China, Russia share vision for new global order at security forum

AFP

Chinese President Xi Jinping urged leaders to leverage their "mega-scale market", while Russian President Vladimir Putin showed support for Xi's ambition for a new global security and economic order that poses a challenge to the US during a regional summit on Monday.

The Shanghai Cooperation Organisation (SCO) has set a model for a new type of international relations, Xi said in opening remarks addressing more than 20 world leaders at a two-day summit held in northern China's port city Tianjin.

Indian Prime Minister Narendra Modi and other leaders from Central Asia, the Middle East, South Asia and Southeast Asia attended the opening ceremony in a major show of Global South solidarity.

The security-focused bloc, which began as a group of six Eurasian nations, has expanded to 10 permanent members and 16 dialogue and observer countries in recent years.
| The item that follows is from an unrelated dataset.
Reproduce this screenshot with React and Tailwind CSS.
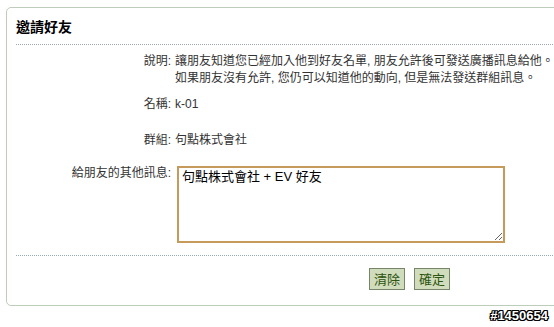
const font = { fontFamily: '"Liberation Sans", "Noto Sans CJK TC", sans-serif' };

const Row = ({ label, children, className }) => (
  <div className={"flex " + (className || "")}>
    <div className="w-[157px] shrink-0 text-right pr-[2px]">{label}:</div>
    <div className="pl-[2px]">{children}</div>
  </div>
);

export default function App() {
  return (
    <div
      className="w-[554px] h-[327px] bg-white relative overflow-hidden text-[12px] leading-[17px] text-[#333]"
      style={font}
    >
      <div className="ml-[6px] mt-[7px] w-[640px] h-[299px] border border-[#bccdb9] rounded-[5px] pl-[9px]">
        <div className="h-[37px] flex items-center pt-[3px] border-b border-dotted border-[#9aa8b0]">
          <h1 className="text-[14px] font-bold text-black">邀請好友</h1>
        </div>

        <Row label="說明" className="mt-[8px]">
          <p>讓朋友知道您已經加入他到好友名單, 朋友允許後可發送廣播訊息給他。</p>
          <p>如果朋友沒有允許, 您仍可以知道他的動向, 但是無法發送群組訊息。</p>
        </Row>
        <Row label="名稱" className="mt-[9px]">
          k-01
        </Row>
        <Row label="群組" className="mt-[19px]">
          句點株式會社
        </Row>
        <Row label="給朋友的其他訊息" className="mt-[16px] h-[90px]">
          <textarea
            className="ml-[2px] mt-[1px] w-[328px] h-[77px] border-2 border-[#c59a5a] outline-none resize px-[3px] py-0 text-[13px] leading-[17px] text-black"
            style={font}
            defaultValue="句點株式會社 + EV 好友"
          />
        </Row>

        <div className="border-b border-dotted border-[#9aa8b0]" />

        <div className="flex gap-[9px] pl-[353px] mt-[12px]">
          <button className="h-[22px] px-[4px] bg-[#d0dcbc] border border-[#76866a] text-[13px] text-[#2e5510] leading-none">
            清除
          </button>
          <button className="h-[22px] px-[4px] bg-[#d0dcbc] border border-[#76866a] text-[13px] text-[#2e5510] leading-none">
            確定
          </button>
        </div>
      </div>

      <div
        className="absolute right-[6px] bottom-[3px] text-[13px] font-bold text-white"
        style={{
          textShadow:
            "1px 0 0 #000, -1px 0 0 #000, 0 1px 0 #000, 0 -1px 0 #000, 1px 1px 0 #000, -1px -1px 0 #000, 1px -1px 0 #000, -1px 1px 0 #000",
        }}
      >
        #1450654
      </div>
    </div>
  );
}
"We should advocate for equal and orderly multi-polarisation of the world, inclusive economic globalisation and promote the construction of a more just and equitable global governance system," Xi said. "We must take advantage of the mega-scale market... to improve the level of trade and investment facilitation," he added, urging the bloc to boost cooperation in fields including energy, infrastructure, science and technology, and artificial intelligence.

Putin said the grouping has revived "genuine multilateralism" with national currencies increasingly used in mutual settlements. "This, in turn, lays the political and socio-economic groundwork for the formation of a new system of stability and security in Eurasia.

"This security system, unlike Euro-centric and Euro-Atlantic models, would genuinely consider the interests of a broad range of countries, be truly balanced, and would not allow one country to ensure its own security at the expense of others."

Xi called on organisation partners to "oppose Cold War mentality and bloc confrontation" and to support multilateral trade systems. That was an apparent hit at US President Donald Trump's tariff war which has disproportionately affected developing economies such as India, whose exports were hit with a 50 per cent levy last week.

China will provide 2 billion yuan ($280 million) of free aid to member states this year and a further 10 billion yuan of loans to an SCO banking consortium, he added.

Speaking on the sidelines of the meeting on Sunday, United Nations Secretary-General Antonio Guterres said China played a "fundamental" role in upholding global multilateralism.

Beijing has also used the summit as an opportunity to mend ties with New Delhi.

Modi, who is in China on his first visit in seven years, and Xi both agreed on Sunday their countries are development partners, not rivals, and discussed ways to improve trade ties amid the global tariff uncertainty.